Aim of the exercise ::
Copy nothing but the text: reproduce each line of the listing exactly and leave the pictures out.
-------- Supplied material --------
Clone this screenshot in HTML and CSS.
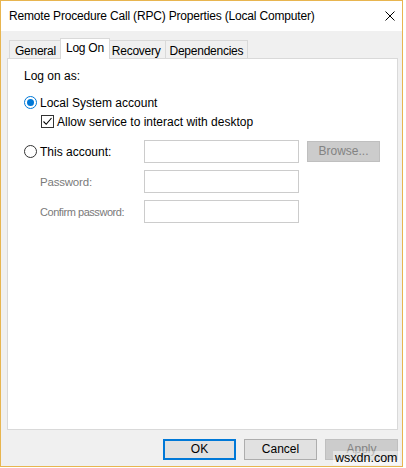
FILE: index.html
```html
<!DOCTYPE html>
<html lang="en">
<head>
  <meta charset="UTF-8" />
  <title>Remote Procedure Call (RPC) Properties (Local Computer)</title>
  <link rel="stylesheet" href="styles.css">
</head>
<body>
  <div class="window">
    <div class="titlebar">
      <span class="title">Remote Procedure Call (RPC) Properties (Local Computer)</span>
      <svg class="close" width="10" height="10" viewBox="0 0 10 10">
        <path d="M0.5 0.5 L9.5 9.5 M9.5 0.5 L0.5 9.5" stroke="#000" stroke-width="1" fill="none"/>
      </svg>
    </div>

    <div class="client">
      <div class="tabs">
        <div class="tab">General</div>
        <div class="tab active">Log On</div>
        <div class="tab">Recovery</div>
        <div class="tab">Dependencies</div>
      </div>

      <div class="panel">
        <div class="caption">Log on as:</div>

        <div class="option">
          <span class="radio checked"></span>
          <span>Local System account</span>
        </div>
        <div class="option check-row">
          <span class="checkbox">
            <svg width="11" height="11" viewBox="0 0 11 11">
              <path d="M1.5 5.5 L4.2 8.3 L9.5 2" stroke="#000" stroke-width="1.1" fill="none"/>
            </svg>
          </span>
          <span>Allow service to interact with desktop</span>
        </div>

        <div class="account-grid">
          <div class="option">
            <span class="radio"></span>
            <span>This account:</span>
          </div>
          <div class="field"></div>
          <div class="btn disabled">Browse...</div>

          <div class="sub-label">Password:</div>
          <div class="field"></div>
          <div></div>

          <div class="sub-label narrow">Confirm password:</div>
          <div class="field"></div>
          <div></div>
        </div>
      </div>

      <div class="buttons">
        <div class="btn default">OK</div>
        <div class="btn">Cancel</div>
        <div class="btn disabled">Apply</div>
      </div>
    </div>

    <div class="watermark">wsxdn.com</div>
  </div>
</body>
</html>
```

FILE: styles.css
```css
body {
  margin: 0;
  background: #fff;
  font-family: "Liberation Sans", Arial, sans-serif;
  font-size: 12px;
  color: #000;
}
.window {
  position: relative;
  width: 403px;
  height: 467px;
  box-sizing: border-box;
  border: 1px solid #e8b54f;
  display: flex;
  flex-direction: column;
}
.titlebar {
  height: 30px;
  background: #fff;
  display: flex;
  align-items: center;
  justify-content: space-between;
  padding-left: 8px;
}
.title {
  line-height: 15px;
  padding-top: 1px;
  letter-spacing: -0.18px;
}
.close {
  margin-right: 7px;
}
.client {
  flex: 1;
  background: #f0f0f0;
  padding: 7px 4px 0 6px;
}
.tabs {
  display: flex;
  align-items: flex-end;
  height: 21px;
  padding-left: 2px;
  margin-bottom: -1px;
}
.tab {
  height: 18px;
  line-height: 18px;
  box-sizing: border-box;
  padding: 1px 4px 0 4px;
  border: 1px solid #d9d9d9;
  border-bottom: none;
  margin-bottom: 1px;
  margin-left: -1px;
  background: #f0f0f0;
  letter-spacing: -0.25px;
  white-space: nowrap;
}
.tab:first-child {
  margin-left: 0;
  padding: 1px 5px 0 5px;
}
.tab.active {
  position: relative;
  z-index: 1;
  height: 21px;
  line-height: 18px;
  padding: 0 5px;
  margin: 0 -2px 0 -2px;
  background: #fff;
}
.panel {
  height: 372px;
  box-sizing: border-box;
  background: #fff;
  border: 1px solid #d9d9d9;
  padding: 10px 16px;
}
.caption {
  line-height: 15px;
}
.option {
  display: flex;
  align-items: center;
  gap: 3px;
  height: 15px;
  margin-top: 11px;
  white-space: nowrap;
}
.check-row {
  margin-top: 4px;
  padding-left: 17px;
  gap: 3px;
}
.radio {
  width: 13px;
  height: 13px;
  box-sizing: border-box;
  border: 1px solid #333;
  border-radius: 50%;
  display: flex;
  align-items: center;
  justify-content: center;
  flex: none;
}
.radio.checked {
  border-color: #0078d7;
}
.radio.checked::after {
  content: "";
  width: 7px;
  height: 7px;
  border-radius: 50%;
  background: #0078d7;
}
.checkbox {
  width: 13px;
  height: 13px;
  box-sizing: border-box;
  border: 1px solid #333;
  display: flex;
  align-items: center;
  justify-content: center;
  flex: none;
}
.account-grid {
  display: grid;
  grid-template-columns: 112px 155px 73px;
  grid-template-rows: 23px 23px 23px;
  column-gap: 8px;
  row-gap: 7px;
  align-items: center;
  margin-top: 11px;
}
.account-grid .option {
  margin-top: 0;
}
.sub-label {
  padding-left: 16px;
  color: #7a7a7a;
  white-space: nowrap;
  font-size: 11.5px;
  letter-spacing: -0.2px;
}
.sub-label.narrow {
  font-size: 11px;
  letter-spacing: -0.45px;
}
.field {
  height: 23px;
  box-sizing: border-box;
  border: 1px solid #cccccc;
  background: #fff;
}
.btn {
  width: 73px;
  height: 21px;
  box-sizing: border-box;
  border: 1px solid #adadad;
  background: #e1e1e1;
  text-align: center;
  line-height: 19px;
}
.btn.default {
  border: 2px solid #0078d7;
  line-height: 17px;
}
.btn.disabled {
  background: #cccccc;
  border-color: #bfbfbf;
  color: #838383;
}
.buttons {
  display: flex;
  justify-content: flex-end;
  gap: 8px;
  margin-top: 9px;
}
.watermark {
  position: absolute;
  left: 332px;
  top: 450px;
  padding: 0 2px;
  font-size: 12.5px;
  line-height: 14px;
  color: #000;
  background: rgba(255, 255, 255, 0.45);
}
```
--------
Solution to this task ::
Clone this screenshot in HTML and CSS.
FILE: index.html
```html
<!DOCTYPE html>
<html lang="en">
<head>
  <meta charset="UTF-8" />
  <title>Remote Procedure Call (RPC) Properties (Local Computer)</title>
  <link rel="stylesheet" href="styles.css">
</head>
<body>
  <div class="window">
    <div class="titlebar">
      <span class="title">Remote Procedure Call (RPC) Properties (Local Computer)</span>
      <svg class="close" width="10" height="10" viewBox="0 0 10 10">
        <path d="M0.5 0.5 L9.5 9.5 M9.5 0.5 L0.5 9.5" stroke="#000" stroke-width="1" fill="none"/>
      </svg>
    </div>

    <div class="client">
      <div class="tabs">
        <div class="tab">General</div>
        <div class="tab active">Log On</div>
        <div class="tab">Recovery</div>
        <div class="tab">Dependencies</div>
      </div>

      <div class="panel">
        <div class="caption">Log on as:</div>

        <div class="option">
          <span class="radio checked"></span>
          <span>Local System account</span>
        </div>
        <div class="option check-row">
          <span class="checkbox">
            <svg width="11" height="11" viewBox="0 0 11 11">
              <path d="M1.5 5.5 L4.2 8.3 L9.5 2" stroke="#000" stroke-width="1.1" fill="none"/>
            </svg>
          </span>
          <span>Allow service to interact with desktop</span>
        </div>

        <div class="account-grid">
          <div class="option">
            <span class="radio"></span>
            <span>This account:</span>
          </div>
          <div class="field"></div>
          <div class="btn disabled">Browse...</div>

          <div class="sub-label">Password:</div>
          <div class="field"></div>
          <div></div>

          <div class="sub-label narrow">Confirm password:</div>
          <div class="field"></div>
          <div></div>
        </div>
      </div>

      <div class="buttons">
        <div class="btn default">OK</div>
        <div class="btn">Cancel</div>
        <div class="btn disabled">Apply</div>
      </div>
    </div>

    <div class="watermark">wsxdn.com</div>
  </div>
</body>
</html>
```

FILE: styles.css
```css
body {
  margin: 0;
  background: #fff;
  font-family: "Liberation Sans", Arial, sans-serif;
  font-size: 12px;
  color: #000;
}
.window {
  position: relative;
  width: 403px;
  height: 467px;
  box-sizing: border-box;
  border: 1px solid #e8b54f;
  display: flex;
  flex-direction: column;
}
.titlebar {
  height: 30px;
  background: #fff;
  display: flex;
  align-items: center;
  justify-content: space-between;
  padding-left: 8px;
}
.title {
  line-height: 15px;
  padding-top: 1px;
  letter-spacing: -0.18px;
}
.close {
  margin-right: 7px;
}
.client {
  flex: 1;
  background: #f0f0f0;
  padding: 7px 4px 0 6px;
}
.tabs {
  display: flex;
  align-items: flex-end;
  height: 21px;
  padding-left: 2px;
  margin-bottom: -1px;
}
.tab {
  height: 18px;
  line-height: 18px;
  box-sizing: border-box;
  padding: 1px 4px 0 4px;
  border: 1px solid #d9d9d9;
  border-bottom: none;
  margin-bottom: 1px;
  margin-left: -1px;
  background: #f0f0f0;
  letter-spacing: -0.25px;
  white-space: nowrap;
}
.tab:first-child {
  margin-left: 0;
  padding: 1px 5px 0 5px;
}
.tab.active {
  position: relative;
  z-index: 1;
  height: 21px;
  line-height: 18px;
  padding: 0 5px;
  margin: 0 -2px 0 -2px;
  background: #fff;
}
.panel {
  height: 372px;
  box-sizing: border-box;
  background: #fff;
  border: 1px solid #d9d9d9;
  padding: 10px 16px;
}
.caption {
  line-height: 15px;
}
.option {
  display: flex;
  align-items: center;
  gap: 3px;
  height: 15px;
  margin-top: 11px;
  white-space: nowrap;
}
.check-row {
  margin-top: 4px;
  padding-left: 17px;
  gap: 3px;
}
.radio {
  width: 13px;
  height: 13px;
  box-sizing: border-box;
  border: 1px solid #333;
  border-radius: 50%;
  display: flex;
  align-items: center;
  justify-content: center;
  flex: none;
}
.radio.checked {
  border-color: #0078d7;
}
.radio.checked::after {
  content: "";
  width: 7px;
  height: 7px;
  border-radius: 50%;
  background: #0078d7;
}
.checkbox {
  width: 13px;
  height: 13px;
  box-sizing: border-box;
  border: 1px solid #333;
  display: flex;
  align-items: center;
  justify-content: center;
  flex: none;
}
.account-grid {
  display: grid;
  grid-template-columns: 112px 155px 73px;
  grid-template-rows: 23px 23px 23px;
  column-gap: 8px;
  row-gap: 7px;
  align-items: center;
  margin-top: 11px;
}
.account-grid .option {
  margin-top: 0;
}
.sub-label {
  padding-left: 16px;
  color: #7a7a7a;
  white-space: nowrap;
  font-size: 11.5px;
  letter-spacing: -0.2px;
}
.sub-label.narrow {
  font-size: 11px;
  letter-spacing: -0.45px;
}
.field {
  height: 23px;
  box-sizing: border-box;
  border: 1px solid #cccccc;
  background: #fff;
}
.btn {
  width: 73px;
  height: 21px;
  box-sizing: border-box;
  border: 1px solid #adadad;
  background: #e1e1e1;
  text-align: center;
  line-height: 19px;
}
.btn.default {
  border: 2px solid #0078d7;
  line-height: 17px;
}
.btn.disabled {
  background: #cccccc;
  border-color: #bfbfbf;
  color: #838383;
}
.buttons {
  display: flex;
  justify-content: flex-end;
  gap: 8px;
  margin-top: 9px;
}
.watermark {
  position: absolute;
  left: 332px;
  top: 450px;
  padding: 0 2px;
  font-size: 12.5px;
  line-height: 14px;
  color: #000;
  background: rgba(255, 255, 255, 0.45);
}
```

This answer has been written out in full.